Least that's what I think I hear her say,
"Well", I say, "how would you know and what would it matter anyway?"
"Well", she says, "you just don't seem like you do!"
I said, "you're way wrong."
She says, "which ones have you read then?" I say, "I read Erica Jong!"
She goes away for a minute and I slide up out of my chair
I step outside back to the busy street, but nobody's going anywhere
my favorite source for dylan:
http://www.bjorner.com/bob.htm
Post-70s Dylan often gets overlooked, but he recorded dozens of amazing tunes during that (continuing) era.
I think "Highlands" is a classic, up there with "Sad Eyed Lady of the Lowlands." It has one of the best endings to a Dylan song:
The sun is beginning to shine on me
But it's not like the sun that used to be
The party's over, and there's less and less to say
I got new eyes
Everything looks far away
Well, my heart's in the Highlands at the break of day
Over the hills and far away
There's a way to get there, and I'll figure it out somehow
But I'm already there in my mind
And that's good enough for now
Almost every verse in "Highlands" is quotable.
Another long Dylan song I quite like is "Brownsville Girl" (from Knocked Out Loaded).
Thanks for the link. I wasn't familiar with that one.
I lost my best friend the year (who I knew since I was 11) the week that TOOM came out. All of those songs hold a dark meaning for me. It was kind of ironic that this dylan album held such deep meaning for me, since he looked like Dylan from the cover of his first album.
I got my copy in the mail today and slapped it on my ipod. I have listened to it once. My question is: Why Alicia Keyes?
A bigger mystery: why Joan Baez?
PLAYBOY: Mistake or not, what made you decide to go the rock- 'n'-roll route?

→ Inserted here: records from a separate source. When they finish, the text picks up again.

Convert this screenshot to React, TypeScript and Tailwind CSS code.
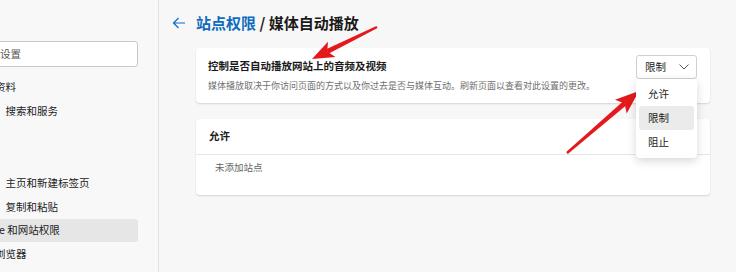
import React from "react";

const font = { fontFamily: '"Noto Sans CJK SC", "Noto Sans", sans-serif' };

function Arrow({ t, p, hl = 22, hw = 8.5, tw = 1.2, bw = 2.6 }: { t: [number, number]; p: [number, number]; hl?: number; hw?: number; tw?: number; bw?: number }) {
  const dx = p[0] - t[0];
  const dy = p[1] - t[1];
  const len = Math.hypot(dx, dy);
  const ux = dx / len;
  const uy = dy / len;
  const px = -uy;
  const py = ux;
  const bx = p[0] - hl * ux;
  const by = p[1] - hl * uy;
  const nx = bx + 5 * ux;
  const ny = by + 5 * uy;
  const head = [
    [p[0], p[1]],
    [bx + hw * px, by + hw * py],
    [nx, ny],
    [bx - hw * px, by - hw * py],
  ]
    .map((q) => q.join(","))
    .join(" ");
  const shaft = [
    [t[0] + tw * px, t[1] + tw * py],
    [nx + bw * px, ny + bw * py],
    [nx - bw * px, ny - bw * py],
    [t[0] - tw * px, t[1] - tw * py],
  ]
    .map((q) => q.join(","))
    .join(" ");
  return (
    <g>
      <polygon points={shaft} fill="#e3191b" />
      <polygon points={head} fill="#e3191b" />
    </g>
  );
}

export default function App() {
  return (
    <div className="relative flex h-[272px] w-[736px] overflow-hidden bg-[#f7f7f7] text-[#1a1a1a]" style={font}>
      {/* Sidebar */}
      <div className="w-[159px] shrink-0 overflow-hidden border-r border-[#e3e3e3] bg-[#f8f8f8]">
        <div className="-ml-[40px] w-[178px] pt-[41px]">
          <div className="flex h-[26px] items-center rounded-[3px] border border-[#c8c8c8] bg-white pl-[18px] text-[10.5px] leading-none text-[#555]">
            搜索设置
          </div>
          <div className="mt-[8px] flex flex-col text-[10.5px] leading-none text-[#222]">
            <div className="flex h-[24px] items-center whitespace-nowrap pl-[14px]">个人资料</div>
            <div className="flex h-[24px] items-center whitespace-nowrap pl-[14px]">隐私、搜索和服务</div>
            <div className="flex h-[24px] items-center whitespace-nowrap pl-[14px]">外观</div>
            <div className="flex h-[24px] items-center whitespace-nowrap pl-[14px]">侧栏</div>
            <div className="flex h-[24px] items-center whitespace-nowrap pl-[14px]">开始、主页和新建标签页</div>
            <div className="flex h-[24px] items-center whitespace-nowrap pl-[14px]">共享、复制和粘贴</div>
            <div className="flex h-[23px] items-center whitespace-nowrap rounded-[3px] bg-[#e6e6e6] pl-[11px]">Cookie 和网站权限</div>
            <div className="flex h-[24px] items-center whitespace-nowrap pl-[14px]">默认浏览器</div>
          </div>
        </div>
      </div>

      {/* Main */}
      <div className="flex flex-1 flex-col pl-[13px] pr-[26px]">
        <div className="flex h-[44px] items-center pt-[1px]">
          <svg width="14" height="12" viewBox="0 0 14 12" className="text-[#0f6cbd]">
            <path d="M13 6H1.5M6.5 1L1.5 6L6.5 11" fill="none" stroke="currentColor" strokeWidth="1.2" />
          </svg>
          <div className="ml-[10px] whitespace-nowrap text-[15px] font-bold leading-none">
            <span className="text-[#0f6cbd]">站点权限</span>
            <span> / 媒体自动播放</span>
          </div>
        </div>

        <div className="ml-[24px] mt-[4px] flex flex-col gap-[16px]">
          {/* Card 1 */}
          <div className="relative flex h-[55px] justify-between rounded-[4px] bg-white pl-[12px] pr-[13px] shadow-[0_1px_2px_rgba(0,0,0,0.14)]">
            <div className="flex flex-col self-center">
              <div className="text-[10.5px] font-bold leading-none text-[#1a1a1a]">控制是否自动播放网站上的音频及视频</div>
              <div className="mt-[10px] text-[9px] leading-none text-[#6e6e6e]">
                媒体播放取决于你访问页面的方式以及你过去是否与媒体互动。刷新页面以查看对此设置的更改。
              </div>
            </div>
            <div className="relative mt-[7px] self-start">
              <div className="flex h-[24px] w-[61px] items-center justify-between rounded-[3px] border border-[#cfcfcf] bg-white pl-[8px] pr-[6px] text-[10.5px] leading-none">
                <span>限制</span>
                <svg width="12" height="8" viewBox="0 0 12 8">
                  <path d="M1.5 1.5L6 6L10.5 1.5" fill="none" stroke="#555" strokeWidth="1" />
                </svg>
              </div>
              <div className="absolute left-0 top-[24px] z-10 w-[61px] rounded-[4px] bg-white px-[3px] pb-[4px] pt-[3px] text-[10.5px] leading-none shadow-[0_3px_10px_rgba(0,0,0,0.16)]">
                <div className="flex h-[24px] items-center pl-[9px]">允许</div>
                <div className="flex h-[24px] items-center rounded-[3px] bg-[#ebebeb] pl-[9px]">限制</div>
                <div className="flex h-[24px] items-center pl-[9px]">阻止</div>
              </div>
            </div>
          </div>

          {/* Card 2 */}
          <div className="flex h-[76px] flex-col rounded-[4px] bg-white shadow-[0_1px_2px_rgba(0,0,0,0.14)]">
            <div className="flex h-[36px] items-center border-b border-[#e6e6e6] pl-[13px] text-[10.5px] font-bold leading-none">允许</div>
            <div className="flex h-[26px] items-center pl-[19px] text-[9.5px] leading-none text-[#666]">未添加站点</div>
          </div>
        </div>
      </div>

      {/* Annotation arrows */}
      <svg className="pointer-events-none absolute left-0 top-0" width="736" height="272" viewBox="0 0 736 272">
        <Arrow t={[377, 27]} p={[312, 59]} />
        <Arrow t={[567, 153]} p={[639, 91]} hl={24} hw={9} />
      </svg>
    </div>
  );
}
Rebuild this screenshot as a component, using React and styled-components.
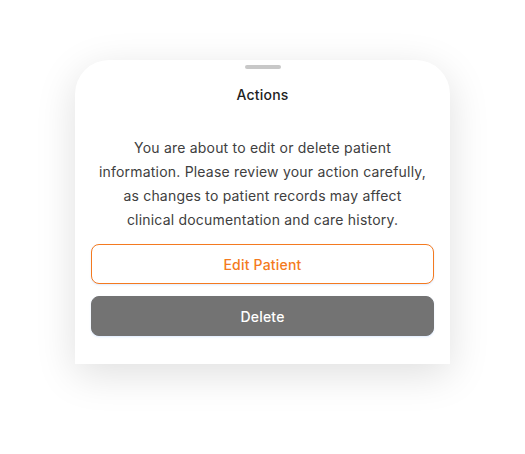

DYLAN: Carelessness. I lost my one true love. I started drinking. The first thing I know, I'm in a card game. Then I'm in a crap game. I wake up in a pool hall. Then this big Mexican lady drags me off the table, takes me to Philadelphia. She leaves me alone in her house, and it burns down. I wind up in Phoenix. I get a job as a Chinaman. I start working in a dime store, and move in with a 13- year-old girl. Then this big Mexican lady from Philadelphia comes in and burns the house down. I go down to Dallas. I get a job as a "before" in a Charles Atlas "before and after" ad. I move in with a delivery boy who can cook fantastic chili and hot dogs. Then this 13-year-old girl from Phoenix comes and burns the house down. The delivery boy - he ain't so mild: He gives her the knife, and the next thing I know I'm in Omaha. It's so cold there, by this time I'm robbing my own bicycles and frying my own fish. I stumble onto some luck and get a job as a carburetor out at the hot-rod races every Thursday night. I move in with a high school teacher who also does a little plumbing on the side, who ain't much to look at, but who's built a special kind of refrigerator that can turn newspaper into lettuce. Everything's going good until that delivery boy shows up and tries to knife me. Needless to say, he burned the house down, and I hit the road. The first guy that picked me up asked me if I wanted to be a star. What could I say?
PLAYBOY: And that's how you became a rock-'n'-roll singer?
DYLAN: No, that's how I got tuberculosis.